Exercise aim | Report every line in the listing below where the string "components" shows up.

# # # # #

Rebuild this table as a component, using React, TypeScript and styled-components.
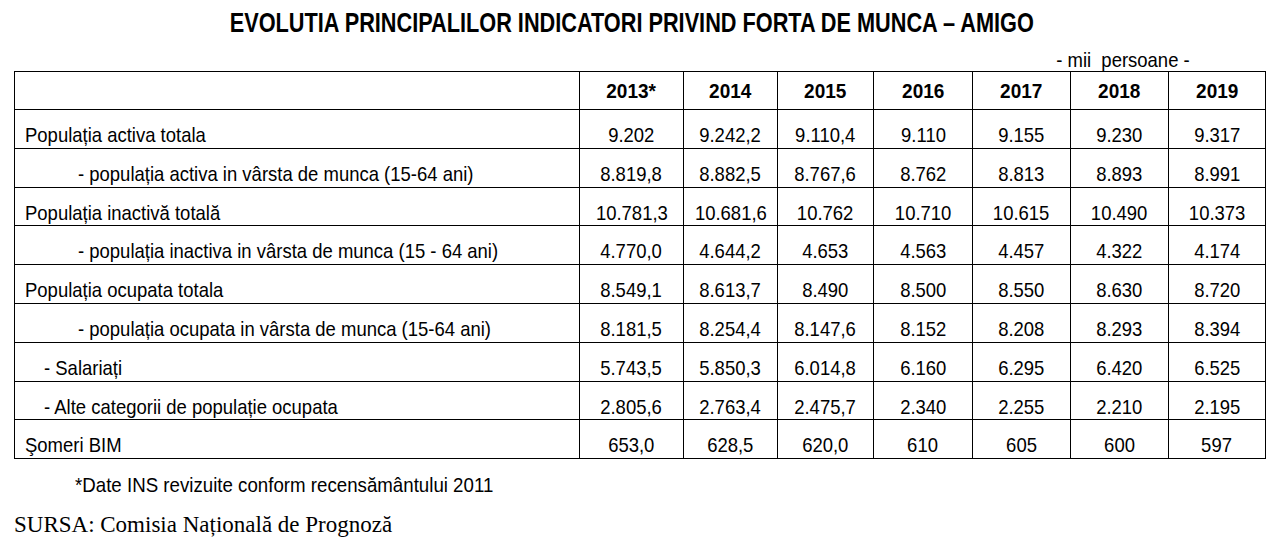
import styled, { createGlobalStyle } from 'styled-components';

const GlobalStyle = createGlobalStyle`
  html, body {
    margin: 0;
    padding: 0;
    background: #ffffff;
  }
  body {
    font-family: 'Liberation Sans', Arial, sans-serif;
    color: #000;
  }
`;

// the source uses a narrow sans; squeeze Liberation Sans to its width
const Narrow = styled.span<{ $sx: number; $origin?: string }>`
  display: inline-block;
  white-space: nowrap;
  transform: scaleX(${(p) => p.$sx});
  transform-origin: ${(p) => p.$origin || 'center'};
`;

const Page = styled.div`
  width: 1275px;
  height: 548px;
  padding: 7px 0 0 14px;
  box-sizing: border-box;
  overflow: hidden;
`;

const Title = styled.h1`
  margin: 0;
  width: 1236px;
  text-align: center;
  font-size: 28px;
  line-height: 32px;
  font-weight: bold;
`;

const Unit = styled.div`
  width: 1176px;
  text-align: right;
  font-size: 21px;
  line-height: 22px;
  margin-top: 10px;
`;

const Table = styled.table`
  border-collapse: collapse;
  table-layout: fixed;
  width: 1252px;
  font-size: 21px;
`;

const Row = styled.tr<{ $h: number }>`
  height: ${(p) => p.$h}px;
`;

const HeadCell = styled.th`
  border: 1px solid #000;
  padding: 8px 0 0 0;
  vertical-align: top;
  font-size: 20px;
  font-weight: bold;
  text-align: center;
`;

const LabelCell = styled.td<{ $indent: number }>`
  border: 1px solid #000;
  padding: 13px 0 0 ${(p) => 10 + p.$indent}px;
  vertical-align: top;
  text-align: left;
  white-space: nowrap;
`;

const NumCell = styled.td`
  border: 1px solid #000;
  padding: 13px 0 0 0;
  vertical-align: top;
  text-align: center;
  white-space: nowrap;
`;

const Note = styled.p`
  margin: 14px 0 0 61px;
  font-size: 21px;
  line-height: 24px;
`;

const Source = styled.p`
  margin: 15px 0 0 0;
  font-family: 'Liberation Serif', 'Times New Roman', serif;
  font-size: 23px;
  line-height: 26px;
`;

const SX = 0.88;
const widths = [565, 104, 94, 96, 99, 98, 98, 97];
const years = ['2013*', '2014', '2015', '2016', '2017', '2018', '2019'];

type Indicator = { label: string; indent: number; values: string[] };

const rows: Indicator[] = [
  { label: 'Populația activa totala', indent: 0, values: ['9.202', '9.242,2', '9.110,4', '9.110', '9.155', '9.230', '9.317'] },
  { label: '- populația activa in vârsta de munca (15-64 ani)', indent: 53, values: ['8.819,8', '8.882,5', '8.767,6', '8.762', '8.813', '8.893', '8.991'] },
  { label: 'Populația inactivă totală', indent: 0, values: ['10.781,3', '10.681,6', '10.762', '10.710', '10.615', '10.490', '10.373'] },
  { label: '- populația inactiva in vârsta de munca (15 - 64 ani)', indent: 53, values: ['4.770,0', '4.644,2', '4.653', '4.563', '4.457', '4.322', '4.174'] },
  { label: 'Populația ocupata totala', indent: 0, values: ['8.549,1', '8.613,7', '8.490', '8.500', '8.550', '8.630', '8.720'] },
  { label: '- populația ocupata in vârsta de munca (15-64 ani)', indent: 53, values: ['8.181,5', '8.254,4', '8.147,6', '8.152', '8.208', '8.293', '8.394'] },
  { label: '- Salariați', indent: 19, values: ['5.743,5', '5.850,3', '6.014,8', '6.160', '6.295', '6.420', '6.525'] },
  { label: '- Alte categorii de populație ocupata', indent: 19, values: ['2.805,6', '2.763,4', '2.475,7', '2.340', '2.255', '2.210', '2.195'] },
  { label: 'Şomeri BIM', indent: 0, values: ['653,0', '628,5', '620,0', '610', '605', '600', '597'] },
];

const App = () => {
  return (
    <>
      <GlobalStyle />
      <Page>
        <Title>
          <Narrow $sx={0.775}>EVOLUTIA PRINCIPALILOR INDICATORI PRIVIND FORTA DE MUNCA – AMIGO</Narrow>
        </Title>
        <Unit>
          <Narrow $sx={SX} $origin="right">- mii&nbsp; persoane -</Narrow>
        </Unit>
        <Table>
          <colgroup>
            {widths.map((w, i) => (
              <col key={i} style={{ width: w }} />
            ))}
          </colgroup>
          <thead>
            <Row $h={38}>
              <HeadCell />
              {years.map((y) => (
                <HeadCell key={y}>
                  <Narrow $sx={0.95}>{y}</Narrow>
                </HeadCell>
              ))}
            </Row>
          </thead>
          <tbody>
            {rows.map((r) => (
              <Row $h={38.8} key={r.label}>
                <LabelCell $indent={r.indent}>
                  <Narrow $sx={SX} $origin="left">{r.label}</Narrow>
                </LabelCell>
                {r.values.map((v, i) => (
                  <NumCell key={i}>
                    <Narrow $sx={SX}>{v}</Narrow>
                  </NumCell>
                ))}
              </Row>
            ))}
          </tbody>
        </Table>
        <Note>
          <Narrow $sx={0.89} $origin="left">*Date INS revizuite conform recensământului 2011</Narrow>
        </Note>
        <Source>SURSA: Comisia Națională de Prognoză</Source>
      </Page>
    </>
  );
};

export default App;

# # # # #

Response below |
Rebuild this table as a component, using React, TypeScript and styled-components.
import styled, { createGlobalStyle } from 'styled-components';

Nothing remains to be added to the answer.